Rome Diaries - Week 48

From 2006 to 2011 Paulist Father Tom Holahan served as vice rector of the Paulist church in Rome. During that time he had the opportunity to spend time exploring the historic sites of Rome as well as the hidden ones. The blog features excerpts from this travel diary. A new selection appears each week.

-----------------------------------------------------------------------------------------------------------------------------------------------------------------------------------------------------

February 23, 2008

Israel -- Our superb tour guide plans to send a chalice and stole back to Rome with our group. We pledge to deliver it to the pope’s secretary. A letter will accompany the gift which identifies the donor as “a Roman Catholic citizen of Jerusalem.” Really, it is all you have to say because being such a citizen is full of difficulties and dangers. One of the key concerns of the Vatican is to maintain and expand the rights of Christians in these lands. I am sure the pope will respond with a personal note.


February 29, 2008

I take the metro to EUR to continue my explorations of the vast site of an international fair that never was. Mussolini’s buildings stand out as somber and expensively-made testaments to the fantasy of a future modern Roman Empire. The site of a great pylon, symbolizing Marconi’s radio tower, was intended to be the largest ancient obelisk from Axum in Ethiopia, which Italy occupied from 1935 to the end of World War II. Now Italian corporations like A.N.I. and government bureaucracies have built office towers in a bland International-style and fit in perfectly to a plan that is still has empty lots 70 years after its approval. Today I take a good look at the Palace of Italian Civilization, which was eerily anticipated by surrealist Giorgio de Chirico (he made the relentlessly repeated Roman arch seem menacing). Right now the structure is closed for internal renovations, but its imperious façade will remain intact, a fascist memory. A walk down a tree-lined street reveals Bauhaus-style apartments. I begin to think that EUR has mellowed into a very attractive place. Viale Europa, a cosmopolitan thoroughfare that links Basilica of Saints Peter and Paul with the National Archives, could be mistaken for Paris. The Basilica was to have held the opening and closing religious ceremonies of the cancelled exposition. It is now a parish church, sitting in grandiose splendor on its own hill, topped by one of the largest cement domes anywhere. Pier Luigi Nervi designed a 15,000 seat sports arena in 1956 for the 1960 summer Olympics.

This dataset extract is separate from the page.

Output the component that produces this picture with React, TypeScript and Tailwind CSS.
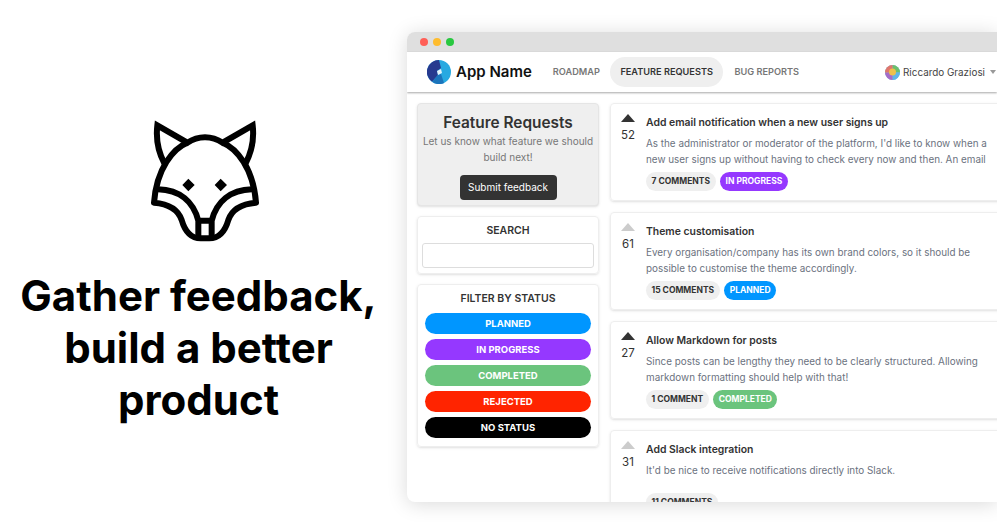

It’s holds a commanding perch above an artificial lake but has such clean lines of glass and steel that it seems to hover over EUR like a visiting space ship. The more I come to this vaguely haunted place, the better I like its eccentric style and hollow vision of glory. Back in central Rome, I stop at the Trevi Fountain and am rewarded by the sight of a new busker. He positions himself between a wrought iron lamp and a street Madonna and is strikingly dressed in a black cavalier’s costume, his every feature painted in matte black so that he looks like a perfect statue. When a coin is proffered, the “statue” makes a show of trying to shake your hand and missing….cell phone cameras click non-stop. Such a circus act would be banned in EUR.